“Ho pianto di gioia. E’ stata un’emozione fortissima però non si tratta di una vera e propria vittoria. Ora possiamo coltivare la speranza che l’assassino di mio marito abbia dopo 12 anni un nome”.

E’ il grido di soddisfazione di Carmela Sermino, dopo aver appreso della riapertura delle indagini per scoprire chi ha ucciso suo marito Giuseppe Veropalumbo il 31 dicembre 2007. La sua storia è davvero singolare: mai riconosciuta come vittima di camorra perché non si è ancora riusciti, ad oggi, a trovare i killer del marito Giuseppe Veropalumbo.

La notte di Capodanno del 2007 l’uomo, carpentiere di professione, è stato ucciso da un proiettile vagante mentre si trovava vicino alla finestra di casa con in braccio Ludovica, la figlia che allora aveva diciotto mesi. Sono tre i presunti responsabili del gesto: tre ragazzi, all’epoca minorenni, tutti rampolli del clan dei Valentini.

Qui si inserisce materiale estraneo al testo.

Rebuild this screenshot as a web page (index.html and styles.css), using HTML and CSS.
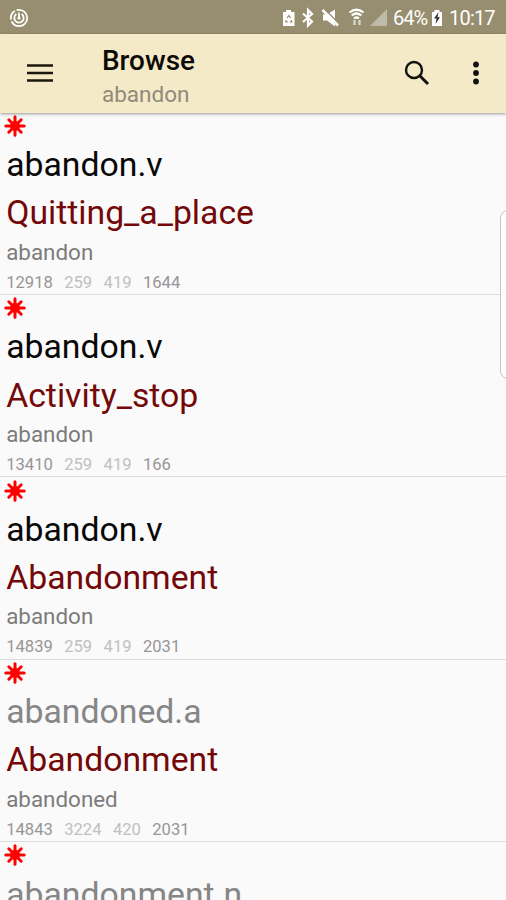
FILE: index.html
```
<!DOCTYPE html>
<html lang="en">
<head>
<meta charset="utf-8">
<title>Browse</title>
<link rel="stylesheet" href="styles.css">
</head>
<body>
<svg class="defs" width="0" height="0">
	<symbol id="star" viewBox="0 0 22 22">
		<path d="M11 1.800v18.400M1.800 11h18.400M4.800 4.800l12.400 12.400M17.200 4.800L4.800 17.200" fill="none" stroke="#f00" stroke-width="3" stroke-linecap="round"/>
		<circle cx="11" cy="11" r="5" fill="#f00"/>
	</symbol>
</svg>

<div class="status">
	<svg class="app" width="20" height="20" viewBox="0 0 20 20" fill="none" stroke="#fff">
		<circle cx="10" cy="10" r="8.2" stroke-width="1.8" stroke-dasharray="22 2 10 2"/>
		<path d="M7.400 6A4.700 4.700 0 1 0 12.600 6" stroke-width="1.8"/>
		<path d="M10 4.500v5.700" stroke-width="1.7"/>
		<circle cx="10" cy="10" r="1.6" fill="#fff" stroke="none"/>
	</svg>
	<svg class="tray" width="106" height="22" viewBox="282 7 106 22" fill="#fff">
		<path d="M286 10h5v2h3.500v14h-11.500v-14h3z"/>
		<path d="M287 18l1.800-2.500 1.800 2.500M286.300 20l-.5 2h2.200M291.200 20l.6 2h-2.200" fill="none" stroke="#968e6f" stroke-width="1.200"/>
		<path d="M303 13.500l9 8-4 4V10l4 4-9 8" fill="none" stroke="#fff" stroke-width="2.200"/>
		<path d="M323 14.500h4l8-5v17l-8-6h-4z"/>
		<path d="M323.500 8l16 16" fill="none" stroke="#968e6f" stroke-width="1.500"/>
		<path d="M322.500 10l15.500 15.500" fill="none" stroke="#fff" stroke-width="2.500"/>
		<path d="M349.500 12.500q7-5.500 14 0M351.700 15.500q4.800-4 9.600 0M354 18.500q2.500-2 5 0" fill="none" stroke="#fff" stroke-width="2.200"/>
		<path d="M354.500 25v-5M359.500 20v5" fill="none" stroke="#d8d4c8" stroke-width="2.400"/>
		<path d="M387 9v17h-17z" fill="#c0bba8"/>
	</svg>
	<span class="percent">64%</span>
	<svg class="battery" width="12" height="18" viewBox="0 0 12 18">
		<path d="M3.500 1h5v2H11v14H1V3h2.500z" fill="#fff"/>
		<path d="M7.500 3L3 9.500h2.500L4.500 15 9 8.300H6.600z" fill="#333"/>
	</svg>
	<span class="clock">10:17</span>
</div>

<div class="toolbar">
	<svg class="menu" width="26" height="20" viewBox="0 0 26 20">
		<path d="M0 2.500h26M0 10h26M0 17.500h26" stroke="#1a170e" stroke-width="2.300"/>
	</svg>
	<div class="titles">
		<div class="title">Browse</div>
		<div class="subtitle">abandon</div>
	</div>
	<svg class="search" width="26" height="26" viewBox="0 0 26 26" fill="none" stroke="#111">
		<circle cx="10" cy="10" r="8" stroke-width="2.400"/>
		<path d="M15.800 15.800l8.200 8.200" stroke-width="3"/>
	</svg>
	<svg class="more" width="8" height="26" viewBox="0 0 8 26" fill="#111">
		<circle cx="4" cy="4.500" r="2.900"/>
		<circle cx="4" cy="13" r="2.900"/>
		<circle cx="4" cy="21.500" r="2.900"/>
	</svg>
</div>

<div class="list">
	<div class="item">
		<svg class="star"><use href="#star"/></svg>
		<div class="lexunit">abandon.v</div>
		<div class="frame">Quitting_a_place</div>
		<div class="word">abandon</div>
		<div class="ids"><span>12918</span><span class="light">259</span><span class="light">419</span><span>1644</span></div>
	</div>
	<div class="item">
		<svg class="star"><use href="#star"/></svg>
		<div class="lexunit">abandon.v</div>
		<div class="frame">Activity_stop</div>
		<div class="word">abandon</div>
		<div class="ids"><span>13410</span><span class="light">259</span><span class="light">419</span><span>166</span></div>
	</div>
	<div class="item">
		<svg class="star"><use href="#star"/></svg>
		<div class="lexunit">abandon.v</div>
		<div class="frame">Abandonment</div>
		<div class="word">abandon</div>
		<div class="ids"><span>14839</span><span class="light">259</span><span class="light">419</span><span>2031</span></div>
	</div>
	<div class="item">
		<svg class="star"><use href="#star"/></svg>
		<div class="lexunit other">abandoned.a</div>
		<div class="frame">Abandonment</div>
		<div class="word">abandoned</div>
		<div class="ids"><span>14843</span><span class="light">3224</span><span class="light">420</span><span>2031</span></div>
	</div>
	<div class="item">
		<svg class="star"><use href="#star"/></svg>
		<div class="lexunit other">abandonment.n</div>
	</div>
</div>

<!-- edge panel handle -->
<div class="handle"></div>
</body>
</html>
```
FILE: styles.css
```
* {
	box-sizing: border-box;
}
body {
	margin: 0;
	height: 900px;
	overflow: hidden;
	position: relative;
	display: flex;
	flex-direction: column;
	background: #fafafa;
	font-family: Roboto, sans-serif;
}
svg {
	display: block;
	flex: none;
}
.defs {
	position: absolute;
}

/* status bar */
.status {
	height: 34px;
	flex: none;
	display: flex;
	align-items: center;
	padding: 2px 11px 0 9px;
	background: #968e6f;
	color: #fff;
	font-size: 20px;
	line-height: 32px;
}
.app {
	margin-top: -1px;
}
.tray {
	margin-left: auto;
}
.percent {
	width: 35px;
	margin-left: 5px;
	letter-spacing: -1px;
}
.battery {
	margin-left: 3px;
}
.clock {
	width: 46px;
	margin-left: 6px;
	letter-spacing: -0.8px;
	white-space: nowrap;
}

/* toolbar */
.toolbar {
	height: 79px;
	flex: none;
	display: flex;
	align-items: center;
	padding: 0 26px 1px 27px;
	background: #f4eac7;
	box-shadow: 0 1px 3px rgba(0, 0, 0, 0.4);
	z-index: 1;
}
.titles {
	margin-left: 49px;
	padding-top: 6px;
	flex: 1;
}
.title {
	font-size: 27.9px;
	font-weight: 500;
	line-height: 36px;
	color: #0c0b08;
}
.subtitle {
	font-size: 22.5px;
	line-height: 31px;
	color: #8f8a7b;
}
.search {
	margin-right: 42px;
}

/* list */
.list {
	flex: 1;
	min-height: 0;
	overflow: hidden;
	margin-top: -0.6px;
}
.item {
	height: 182.4px;
	padding: 2.5px 0 0 6.2px;
	border-bottom: 1px solid #dcdcdc;
}
.star {
	width: 22px;
	height: 22px;
	margin: 0 0 4.1px -2.2px;
}
.lexunit,
.frame {
	font-size: 33.75px;
	line-height: 48.3px;
	color: #080808;
}
.lexunit.other {
	color: #868686;
}
.frame {
	color: #740808;
}
.word {
	font-size: 22.4px;
	line-height: 29px;
	color: #7c7c7c;
}
.ids {
	display: flex;
	gap: 11.4px;
	font-size: 16.6px;
	line-height: 31px;
	color: #969696;
}
.ids .light {
	color: #c0c0c0;
}

.handle {
	position: absolute;
	top: 210px;
	right: -10px;
	width: 16px;
	height: 169px;
	border: 1px solid #c4c4c4;
	border-radius: 9px;
	background: rgba(255, 255, 255, 0.7);
}
```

Dopo la tragedia Carmela si è trasferita ad Acerra dalla sua famiglia ed è rimasta da sola con la sua bambina, dividendosi tra il lavoro, il dolore e i suoi cari. “Andare avanti è stato difficile”, ha raccontato. Oggi è assessore allo Sviluppo della Terza Municipalità di Napoli. Tutti i giorni porta avanti la sua battaglia per dare voce alla morte di Giuseppe e contro la camorra.

La decisione del giudice Paola Brunese ha riaperto quel barlume di speranza che Carmela Sermino ha coltivato per anni, talvolta in silenzio, talvolta urlando ma mai sopra le righe. Nemmeno quando, nonostante i tanti elementi a disposizione, la procura del Tribunale dei Minorenni aveva deciso di archiviare il caso. Lei si è opposta ed ora raccoglie i frutto dei suoi sacrifici: “Dobbiamo continuare su questa strada – ha spiegato la Sermino – solo così potremo un giorno dare un nome e un cognome all’assassino di mio marito. Sì, perché Giuseppe no né stato ucciso da un botto di capodanno, ma dalla camorra”.